Posted by Sydney University Press | Jun 24, 2021

A new book charts the remarkable transformation of Australian theatre over the past sixty years.

Patrick White is one of the giants of Australian literature and the only Australian writer to have won the Nobel Prize for Literature, but his writing for the stage has always divided critics.

Sixty years ago this year, White’s play The Ham Funeral was famously rejected by the Adelaide Festival of the Arts, whose conservative board criticised White’s “difficult, expressionistic style” and “confronting material” and predicted that “the general public will find [it] … impossible to understand.” Six decades on, the play is still being staged by Australian theatre companies and has been described as “a triumph of imagination over mediocrity” (Geoffrey Dutton) and “one of the strangest plays by an Australian author” (Elissa Blake).

In a new book to be released on 1 September, Denise Varney, Professor of Theatre Studies at the University of Melbourne, argues that White’s plays offer a window into the seismic shifts that have transformed Australian culture since he wrote them. When White’s earliest plays debuted in the 1960s, Australian theatre was dominated by the “backyard realism” of Ray Lawler’s Summer of the Seventeenth Doll. With their experimental style, bizarre sets, and satirical take on Australian life, White’s plays baffled their first critics. “They were championed by a small cohort of literary and cultural figures,” Varney explains, but “the prevailing view was that White’s plays were unsuitable for public performance.” When White’s work was embraced by a younger generation of directors and performers, including Neil Armfield, Robin Nevin and Kate Fitzpatrick, his plays assumed a new importance on the Australian stage.

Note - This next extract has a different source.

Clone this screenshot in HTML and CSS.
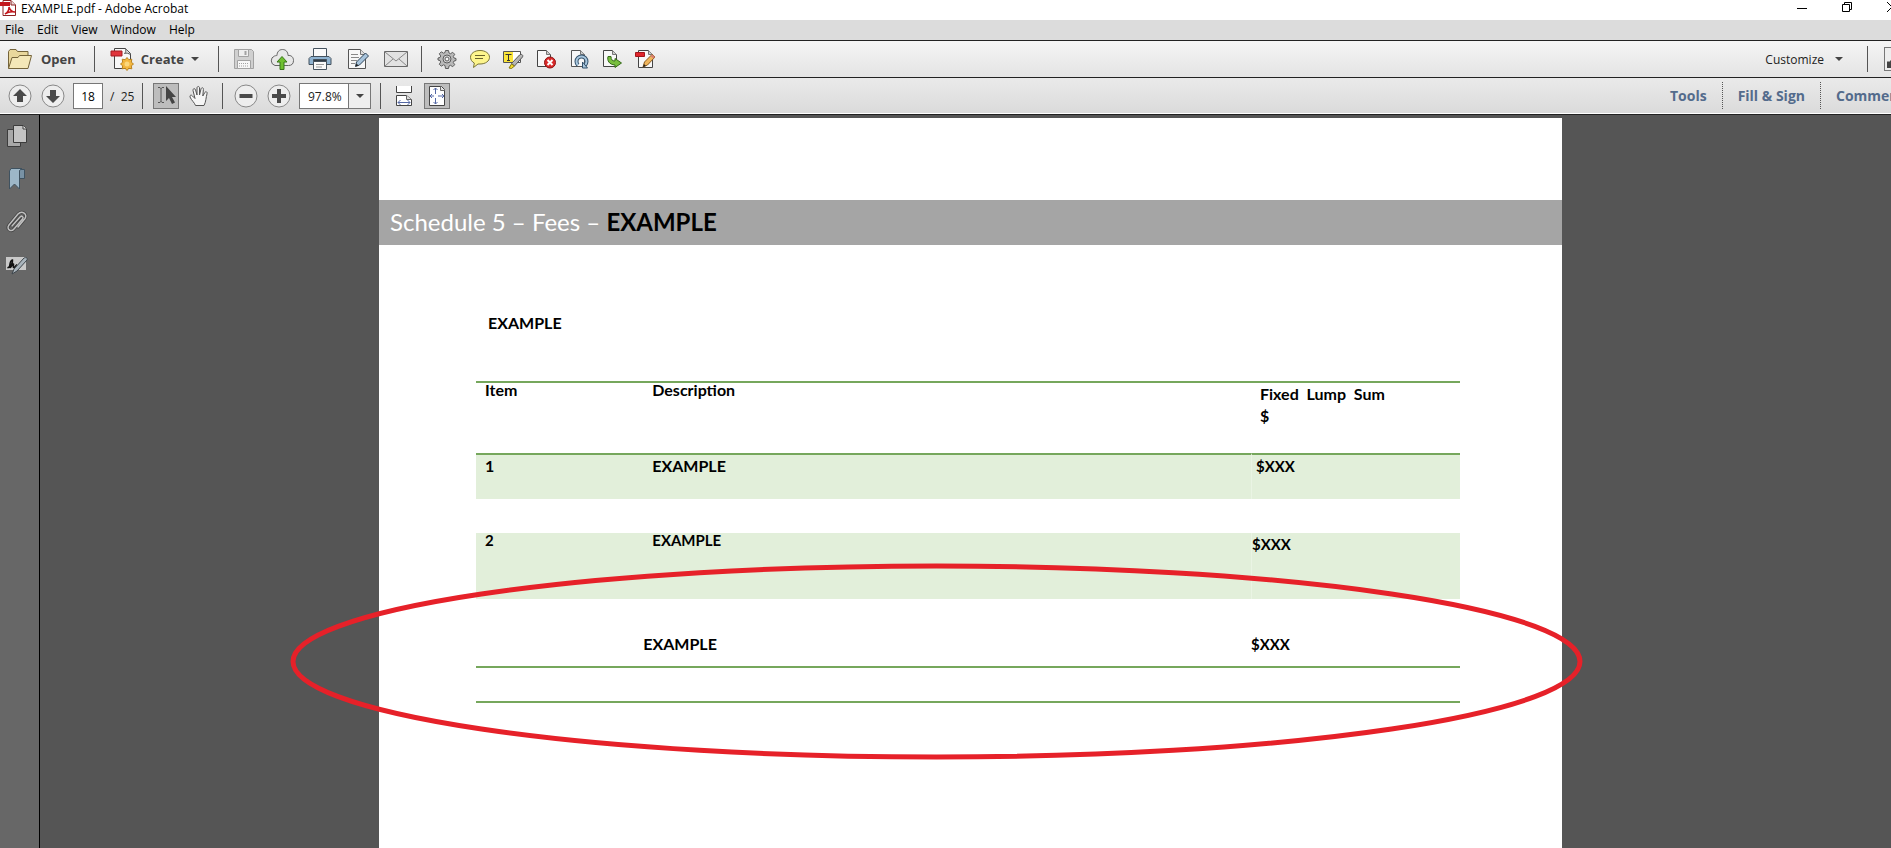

Nikki Shiels and the cast of STC’s 2018 ‘A Cheery Soul’ by Daniel Boud

Varney explores how White’s eight plays have been staged and received during his lifetime and since, drawing on White’s correspondence and on interviews with directors and actors. She considers White’s work in the context of broader currents in Australian and international theatre and offers close readings of his playscripts, including his famously detailed stage directions.

Patrick White’s Theatre: Australian Modernism on Stage 1960–2018 is essential and fascinating reading for anyone interested in Australian theatre.

*The Patrick White Playwrights Award has been an annual initiative of the Sydney Theatre Company since 2000. It is held in honour of Patrick White’s contribution to Australian theatre and to foster the development of Australian playwrights. In 2010 an additional prize, the Patrick White Playwrights Fellowship, was introduced to recognise and support more established Australian playwrights. The awards are designed to benefit both emerging writers and mid-career writers, which together have a total prize pool of $32,500.

Angus Cerini was appointed Sydney Theatre Company’s Patrick White Playwrights Fellow in May, while Ra Chapman won the Patrick White Playwrights Award for her unproduced play K-Box. ” K-BOX gives voice to the adult adoptee experience, and explores the complexity of family and belonging. ”

Cerini is well known to STC audiences for his plays The Bleeding Tree (2017) and Wonnangatta (2020).